Alexis-Gilles Troude : Balkans, un éclatement programmé. Ex-Yougoslavie, 20 ans après
Cet ouvrage rédigé par deux frères spécialistes des Balkans est à la fois historique et prospectif. D’une part, ils reviennent sur les différentes étapes de l’éclatement de l’ex-Yougoslavie. Leur travail bien documenté, est une bonne synthèse, qui permet d’y voir clair sur la politique menée depuis vingt ans dans les Balkans par les Etats-Unis, suivis par un certain nombre de pays européens. Ce tableau d’ensemble est intéressant à titre de comparaison car les Balkans ne sont que l’un des terrains d’application d’une stratégie mise en oeuvre dans d’autres parties du monde. Le chapitre sur le Kosovo, « un Etat-voyou sous l’aile américaine », en est une bonne illustration : élimination d’un pouvoir garantissant un certain ordre sous des prétextes « droits-de‑l’hommistes » en soutenant une opposition aux méthodes et aux intentions plus que douteuses, mise en place d’un pouvoir mafieux et facilement corruptible, installation physique dans un pays (base de Bonsteel) présentant des atouts stratégiques et économiques majeurs… Sur ce plan, la démonstration des deux auteurs, qui s’inscrit en opposition avec une opinion largement dominante, gagnerait parfois à aller plus loin dans l’investigation et dans la précision au sujet des sources utilisées ; on peut citer à titre d’exemple la question du trafic d’organes qu’est fortement soupçonnée d’avoir commis la mafia kosovare en 1999, à laquelle auraient été liés des membres du gouvernement actuel du Kosovo, ou bien le développement commercial dans le même territoire, suite à l’intervention de l’OTAN, de Brown and Root, filiale d’Halliburton, dont Dick Cheney était le directeur avant d’être élu vice-président des Etats-Unis.

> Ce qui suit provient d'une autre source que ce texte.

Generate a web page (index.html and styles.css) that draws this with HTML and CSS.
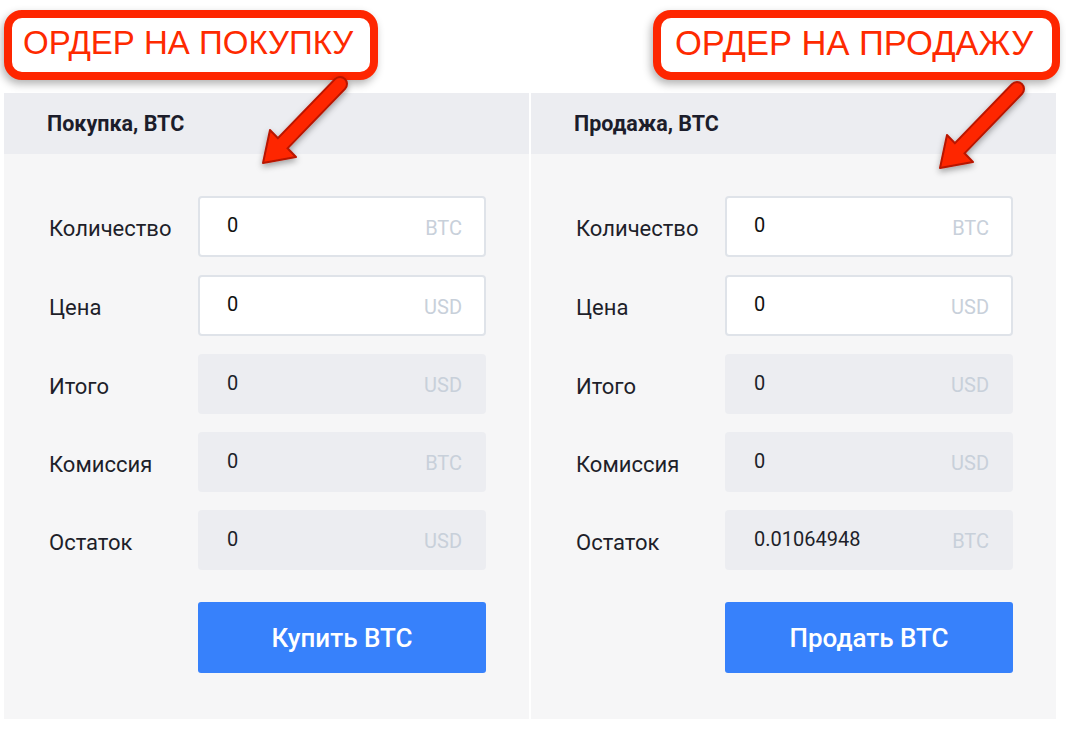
FILE: index.html
```html
<!DOCTYPE html>
<html lang="ru">
<head>
    <meta charset="UTF-8">
    <title>Ордер на покупку / продажу</title>
    <link rel="stylesheet" href="styles.css">
</head>
<body>
    <div class="page">
        <div class="callouts">
            <div class="callout callout-buy">ОРДЕР НА ПОКУПКУ</div>
            <div class="callout callout-sell">ОРДЕР НА ПРОДАЖУ</div>
        </div>

        <div class="panels">
            <div class="panel">
                <div class="panel-header">Покупка, BTC</div>
                <div class="panel-body">
                    <div class="label">Количество</div>
                    <div class="field"><span class="value">0</span><span class="unit">BTC</span></div>

                    <div class="label">Цена</div>
                    <div class="field"><span class="value">0</span><span class="unit">USD</span></div>

                    <div class="label">Итого</div>
                    <div class="field readonly"><span class="value">0</span><span class="unit">USD</span></div>

                    <div class="label">Комиссия</div>
                    <div class="field readonly"><span class="value">0</span><span class="unit">BTC</span></div>

                    <div class="label">Остаток</div>
                    <div class="field readonly"><span class="value">0</span><span class="unit">USD</span></div>

                    <div></div>
                    <button class="action">Купить BTC</button>
                </div>
            </div>

            <div class="panel">
                <div class="panel-header">Продажа, BTC</div>
                <div class="panel-body">
                    <div class="label">Количество</div>
                    <div class="field"><span class="value">0</span><span class="unit">BTC</span></div>

                    <div class="label">Цена</div>
                    <div class="field"><span class="value">0</span><span class="unit">USD</span></div>

                    <div class="label">Итого</div>
                    <div class="field readonly"><span class="value">0</span><span class="unit">USD</span></div>

                    <div class="label">Комиссия</div>
                    <div class="field readonly"><span class="value">0</span><span class="unit">USD</span></div>

                    <div class="label">Остаток</div>
                    <div class="field readonly"><span class="value">0.01064948</span><span class="unit">BTC</span></div>

                    <div></div>
                    <button class="action">Продать BTC</button>
                </div>
            </div>
        </div>

        <!-- annotation arrows drawn over the panels -->
        <svg class="arrow arrow-buy" width="110" height="110" viewBox="0 0 110 110">
            <g filter="url(#shadow)">
                <line x1="90" y1="14" x2="30" y2="76" class="shaft-edge"/>
                <polygon points="13,93 20,60 46,87" class="head"/>
                <line x1="90" y1="14" x2="32" y2="74" class="shaft"/>
            </g>
        </svg>
        <svg class="arrow arrow-sell" width="110" height="110" viewBox="0 0 110 110">
            <g filter="url(#shadow)">
                <line x1="90" y1="14" x2="30" y2="76" class="shaft-edge"/>
                <polygon points="13,93 20,60 46,87" class="head"/>
                <line x1="90" y1="14" x2="32" y2="74" class="shaft"/>
            </g>
        </svg>
        <svg width="0" height="0" class="defs">
            <defs>
                <filter id="shadow" x="-30%" y="-30%" width="160%" height="160%">
                    <feDropShadow dx="0" dy="3" stdDeviation="3" flood-color="#000" flood-opacity="0.35"/>
                </filter>
            </defs>
        </svg>
    </div>
</body>
</html>
```

FILE: styles.css
```css
body {
    margin: 0;
    background-color: #ffffff;
    font-family: Roboto, "Liberation Sans", Arial, sans-serif;
    color: #1e1f2a;
}

.page {
    position: relative;
    width: 1066px;
    height: 746px;
}

.callouts {
    display: flex;
    justify-content: space-between;
    padding: 10px 6px 0 4px;
    height: 93px;
    box-sizing: border-box;
}

.callout {
    height: 70px;
    box-sizing: border-box;
    border: 8px solid #fe2600;
    border-radius: 18px;
    background-color: #ffffff;
    color: #fe2a00;
    font-family: "Liberation Sans", Arial, sans-serif;
    font-size: 33px;
    line-height: 50px;
    padding: 0 0 0 11px;
    box-shadow: -2px 4px 8px rgba(0, 0, 0, 0.3);
    position: relative;
    z-index: 2;
}

.callout-buy {
    width: 374px;
}

.callout-sell {
    width: 407px;
    padding-left: 14px;
    font-size: 34.5px;
}

.panels {
    display: flex;
    gap: 2px;
    padding-left: 4px;
}

.panel {
    width: 525px;
    background-color: #f6f6f7;
}

.panel-header {
    height: 61px;
    background-color: #ecedf1;
    padding-left: 43px;
    font-size: 21.5px;
    font-weight: bold;
    line-height: 61px;
    color: #1c1d2b;
}

.panel-body {
    display: grid;
    grid-template-columns: 149px 288px;
    row-gap: 18px;
    align-items: center;
    padding: 42px 43px 46px 45px;
}

.label {
    font-size: 22px;
    padding-top: 4px;
}

.field {
    height: 61px;
    box-sizing: border-box;
    border: 2px solid #dfe3e9;
    border-radius: 4px;
    background-color: #ffffff;
    display: flex;
    justify-content: space-between;
    align-items: center;
    padding: 0 22px 0 27px;
}

.field.readonly {
    background-color: #ecedf1;
    border-color: #ecedf1;
    height: 60px;
}

.value {
    font-size: 20px;
    color: #111111;
    padding-bottom: 3px;
}

.readonly .value {
    color: #1e1f2a;
}

.unit {
    font-size: 20px;
    color: #c8d0da;
    padding-top: 2px;
}

.action {
    grid-column: 2;
    margin-top: 14px;
    height: 71px;
    border: none;
    border-radius: 3px;
    background-color: #3781fb;
    color: #ffffff;
    font-family: Roboto, "Liberation Sans", Arial, sans-serif;
    font-size: 26px;
    font-weight: 500;
    cursor: pointer;
}

.arrow {
    position: absolute;
    z-index: 3;
}

.arrow-buy {
    left: 250px;
    top: 70px;
}

.arrow-sell {
    left: 927px;
    top: 75px;
}

.arrow .shaft-edge {
    stroke: #b81500;
    stroke-width: 16;
    stroke-linecap: round;
}

.arrow .shaft {
    stroke: #fe2600;
    stroke-width: 12;
    stroke-linecap: round;
}

.arrow .head {
    fill: #fe2600;
    stroke: #b81500;
    stroke-width: 2;
    stroke-linejoin: round;
}

.defs {
    position: absolute;
}
```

A. et G. Troude se livrent également à une réflexion sur le devenir des Balkans, le bilan de ces vingt ans d’“éclatement programmé” étant très négatif : corruption structurelle, impliquant le pouvoir à très haut niveau, chômage atteignant des records (47% de la population active au Kosovo), « protectorat » de l’Union européenne sur la Bosnie-Herzégovine, durcissement du communautarisme ethnique, linguistique ou religieux, création d’une base arrière de l’islamisme… « Dans un avenir proche, il est fort probable que ces Etats fragiles, mis en place par l’hyper-puissance américaine et ses alliés, soient voués à l’éclatement » (p. 193). Le processus de dislocation chaotique est donc probablement appelé à se poursuivre, dans la mesure où aucun obstacle majeur ne vient l’arrêter. Cela a bien sûr de l’importance pour les populations de ces pays, durablement divisées et meurtries par le machiavélisme des grandes puissances, Etats-Unis en tête, et l’incurie des apprentis sorciers européens. Cela en a aussi pour celles des pays d’Europe de l’Ouest, car ce « fractionnement n’est pas seulement l’apanage des Balkans » : si des phénomènes identiques à ceux des Balkans n’y sont pas prévisibles, du moins à court terme, les germes d’une certaine contamination y sont observables et ne peuvent qu’inciter à la vigilance.